___ RECORDS SHOWN ___

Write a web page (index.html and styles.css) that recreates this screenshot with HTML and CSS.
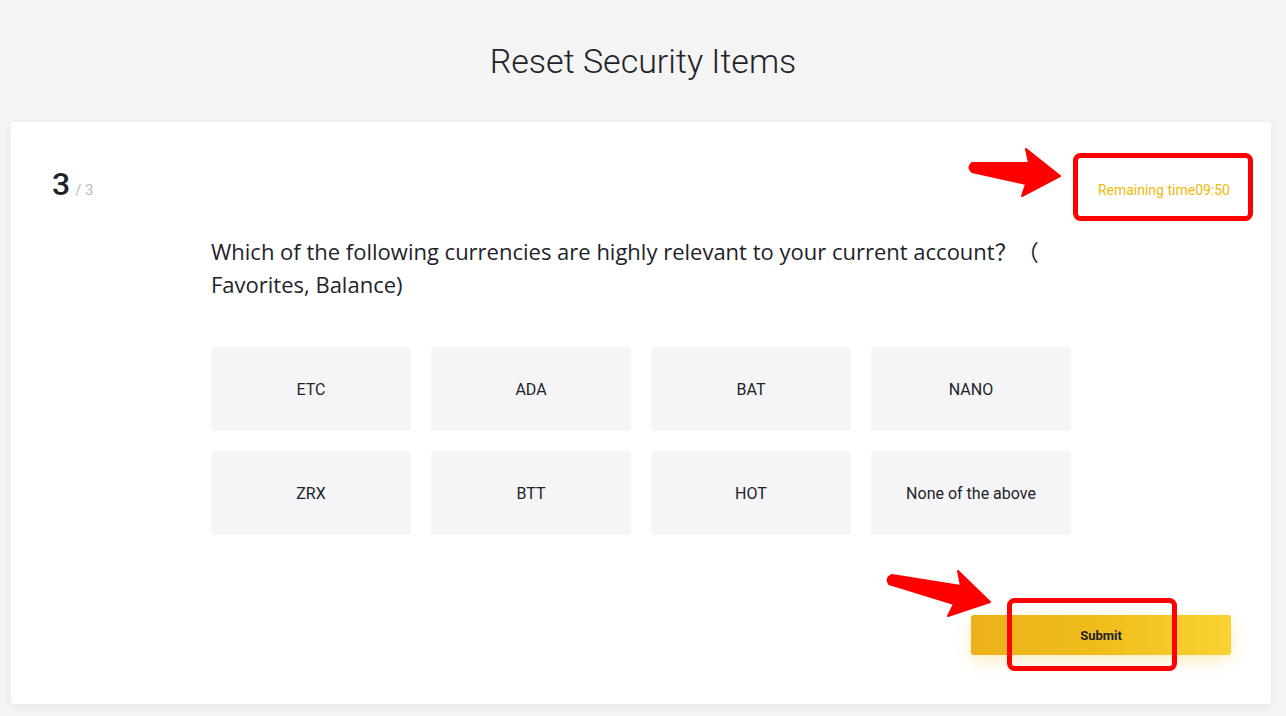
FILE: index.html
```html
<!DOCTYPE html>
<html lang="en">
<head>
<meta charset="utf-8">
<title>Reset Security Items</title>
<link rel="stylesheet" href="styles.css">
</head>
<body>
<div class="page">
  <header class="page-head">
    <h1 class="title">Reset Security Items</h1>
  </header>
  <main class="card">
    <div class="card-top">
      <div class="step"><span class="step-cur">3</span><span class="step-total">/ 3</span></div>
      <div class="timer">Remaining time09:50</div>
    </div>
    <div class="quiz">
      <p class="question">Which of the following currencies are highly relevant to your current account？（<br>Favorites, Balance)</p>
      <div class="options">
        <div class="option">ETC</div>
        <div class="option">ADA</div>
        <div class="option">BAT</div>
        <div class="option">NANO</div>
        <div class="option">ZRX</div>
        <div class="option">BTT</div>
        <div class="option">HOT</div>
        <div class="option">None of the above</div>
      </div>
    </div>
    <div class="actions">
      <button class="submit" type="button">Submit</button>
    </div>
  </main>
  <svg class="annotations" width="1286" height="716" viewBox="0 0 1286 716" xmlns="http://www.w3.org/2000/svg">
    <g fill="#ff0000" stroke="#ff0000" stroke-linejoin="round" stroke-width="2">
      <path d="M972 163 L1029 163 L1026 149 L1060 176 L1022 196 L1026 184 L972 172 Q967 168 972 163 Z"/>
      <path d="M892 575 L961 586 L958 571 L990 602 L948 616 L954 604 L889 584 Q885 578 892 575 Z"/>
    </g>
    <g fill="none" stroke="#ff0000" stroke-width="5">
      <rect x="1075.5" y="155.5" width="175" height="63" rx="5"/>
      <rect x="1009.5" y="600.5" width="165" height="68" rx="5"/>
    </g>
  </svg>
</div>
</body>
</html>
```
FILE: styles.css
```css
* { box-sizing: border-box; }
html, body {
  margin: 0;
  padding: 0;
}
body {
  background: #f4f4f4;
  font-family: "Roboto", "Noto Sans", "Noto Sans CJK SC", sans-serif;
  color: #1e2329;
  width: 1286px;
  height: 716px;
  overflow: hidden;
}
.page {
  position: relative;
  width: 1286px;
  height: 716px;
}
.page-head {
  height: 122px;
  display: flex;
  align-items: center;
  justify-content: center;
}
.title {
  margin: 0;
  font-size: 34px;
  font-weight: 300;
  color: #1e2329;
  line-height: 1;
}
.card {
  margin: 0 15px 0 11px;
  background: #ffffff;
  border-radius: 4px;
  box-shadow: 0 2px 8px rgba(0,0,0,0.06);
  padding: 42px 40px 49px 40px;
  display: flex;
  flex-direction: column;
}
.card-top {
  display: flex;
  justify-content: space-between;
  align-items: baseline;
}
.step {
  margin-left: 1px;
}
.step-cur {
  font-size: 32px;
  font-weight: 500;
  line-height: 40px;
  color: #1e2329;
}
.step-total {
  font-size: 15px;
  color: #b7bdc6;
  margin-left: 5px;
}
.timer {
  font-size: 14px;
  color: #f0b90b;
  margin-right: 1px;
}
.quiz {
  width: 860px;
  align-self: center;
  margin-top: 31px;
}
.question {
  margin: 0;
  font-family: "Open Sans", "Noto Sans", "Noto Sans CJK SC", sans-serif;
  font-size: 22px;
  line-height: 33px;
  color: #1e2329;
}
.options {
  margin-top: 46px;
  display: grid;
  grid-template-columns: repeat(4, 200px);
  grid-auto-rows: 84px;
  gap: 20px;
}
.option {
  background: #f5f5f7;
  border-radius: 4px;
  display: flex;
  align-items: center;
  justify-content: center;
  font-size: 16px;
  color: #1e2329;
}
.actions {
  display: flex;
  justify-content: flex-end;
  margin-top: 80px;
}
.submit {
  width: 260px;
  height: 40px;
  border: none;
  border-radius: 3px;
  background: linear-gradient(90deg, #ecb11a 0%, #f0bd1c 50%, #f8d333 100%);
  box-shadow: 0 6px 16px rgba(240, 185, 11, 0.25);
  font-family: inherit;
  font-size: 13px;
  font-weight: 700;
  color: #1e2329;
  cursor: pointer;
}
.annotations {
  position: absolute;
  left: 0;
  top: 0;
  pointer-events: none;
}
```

___
___ RECORDS SHOWN ___

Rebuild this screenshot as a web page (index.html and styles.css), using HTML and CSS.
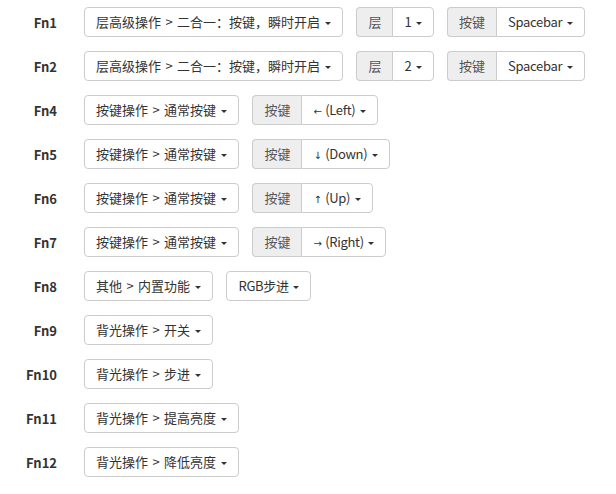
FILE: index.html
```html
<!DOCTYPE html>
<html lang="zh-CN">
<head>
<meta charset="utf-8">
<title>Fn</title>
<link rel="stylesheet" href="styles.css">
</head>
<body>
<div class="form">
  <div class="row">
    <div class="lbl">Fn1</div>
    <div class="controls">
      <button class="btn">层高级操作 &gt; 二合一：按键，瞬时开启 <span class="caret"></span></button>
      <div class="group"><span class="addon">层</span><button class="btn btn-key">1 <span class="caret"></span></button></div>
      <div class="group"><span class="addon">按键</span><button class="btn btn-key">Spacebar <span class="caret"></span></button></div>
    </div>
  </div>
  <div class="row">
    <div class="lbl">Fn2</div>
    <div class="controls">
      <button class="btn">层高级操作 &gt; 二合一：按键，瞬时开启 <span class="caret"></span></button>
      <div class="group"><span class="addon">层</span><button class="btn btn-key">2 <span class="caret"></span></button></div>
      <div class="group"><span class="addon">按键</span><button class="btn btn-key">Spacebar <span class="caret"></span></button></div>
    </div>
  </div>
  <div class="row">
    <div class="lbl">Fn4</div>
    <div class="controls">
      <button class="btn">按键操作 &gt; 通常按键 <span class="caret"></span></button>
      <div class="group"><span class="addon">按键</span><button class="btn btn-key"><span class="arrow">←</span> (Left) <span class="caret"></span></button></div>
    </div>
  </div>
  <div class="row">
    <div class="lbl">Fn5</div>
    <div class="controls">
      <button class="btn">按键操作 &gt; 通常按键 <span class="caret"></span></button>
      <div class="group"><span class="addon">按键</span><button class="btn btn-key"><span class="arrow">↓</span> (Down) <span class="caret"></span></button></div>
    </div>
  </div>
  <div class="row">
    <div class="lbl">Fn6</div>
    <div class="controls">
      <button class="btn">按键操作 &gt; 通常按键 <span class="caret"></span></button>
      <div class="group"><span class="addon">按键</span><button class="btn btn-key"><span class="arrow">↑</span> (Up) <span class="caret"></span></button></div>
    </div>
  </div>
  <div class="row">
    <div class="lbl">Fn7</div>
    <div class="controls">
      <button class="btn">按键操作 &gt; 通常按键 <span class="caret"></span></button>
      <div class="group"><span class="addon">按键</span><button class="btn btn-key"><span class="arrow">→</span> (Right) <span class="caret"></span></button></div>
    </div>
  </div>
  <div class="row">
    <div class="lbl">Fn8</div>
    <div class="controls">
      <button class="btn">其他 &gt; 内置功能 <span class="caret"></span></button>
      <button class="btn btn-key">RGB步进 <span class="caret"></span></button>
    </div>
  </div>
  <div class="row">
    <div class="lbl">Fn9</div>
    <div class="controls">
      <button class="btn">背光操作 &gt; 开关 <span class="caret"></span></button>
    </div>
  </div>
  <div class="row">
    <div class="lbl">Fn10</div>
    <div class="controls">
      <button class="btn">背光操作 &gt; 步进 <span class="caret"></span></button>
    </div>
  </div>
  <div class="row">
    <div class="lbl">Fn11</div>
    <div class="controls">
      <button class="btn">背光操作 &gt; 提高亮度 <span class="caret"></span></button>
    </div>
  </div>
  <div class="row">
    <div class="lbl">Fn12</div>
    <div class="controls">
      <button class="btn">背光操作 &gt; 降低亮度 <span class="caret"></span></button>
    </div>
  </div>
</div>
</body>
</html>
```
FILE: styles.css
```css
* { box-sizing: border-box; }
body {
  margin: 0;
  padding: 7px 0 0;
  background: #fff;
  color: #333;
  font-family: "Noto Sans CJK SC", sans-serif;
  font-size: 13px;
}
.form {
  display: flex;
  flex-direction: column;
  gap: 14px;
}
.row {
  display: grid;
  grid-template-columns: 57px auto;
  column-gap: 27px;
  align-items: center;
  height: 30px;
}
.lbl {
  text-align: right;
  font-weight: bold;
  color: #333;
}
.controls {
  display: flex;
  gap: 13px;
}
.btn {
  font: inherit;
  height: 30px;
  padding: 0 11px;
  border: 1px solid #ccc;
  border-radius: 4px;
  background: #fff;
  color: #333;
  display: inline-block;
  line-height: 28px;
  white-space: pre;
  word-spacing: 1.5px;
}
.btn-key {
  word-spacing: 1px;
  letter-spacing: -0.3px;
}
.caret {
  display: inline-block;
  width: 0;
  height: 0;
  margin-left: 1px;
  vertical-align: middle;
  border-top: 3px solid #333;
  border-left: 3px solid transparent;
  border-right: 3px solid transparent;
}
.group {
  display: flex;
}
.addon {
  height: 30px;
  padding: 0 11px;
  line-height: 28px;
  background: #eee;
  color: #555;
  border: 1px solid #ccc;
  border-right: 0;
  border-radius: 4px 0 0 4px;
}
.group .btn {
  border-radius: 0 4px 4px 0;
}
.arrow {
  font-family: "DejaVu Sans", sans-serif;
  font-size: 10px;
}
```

___

_WHAT THE TASK REQUIRES_.
For each line of the listing that holds the word "this", show that line.

_CORRECT RESPONSE_.
Write a web page (index.html and styles.css) that recreates this screenshot with HTML and CSS.
Rebuild this screenshot as a web page (index.html and styles.css), using HTML and CSS.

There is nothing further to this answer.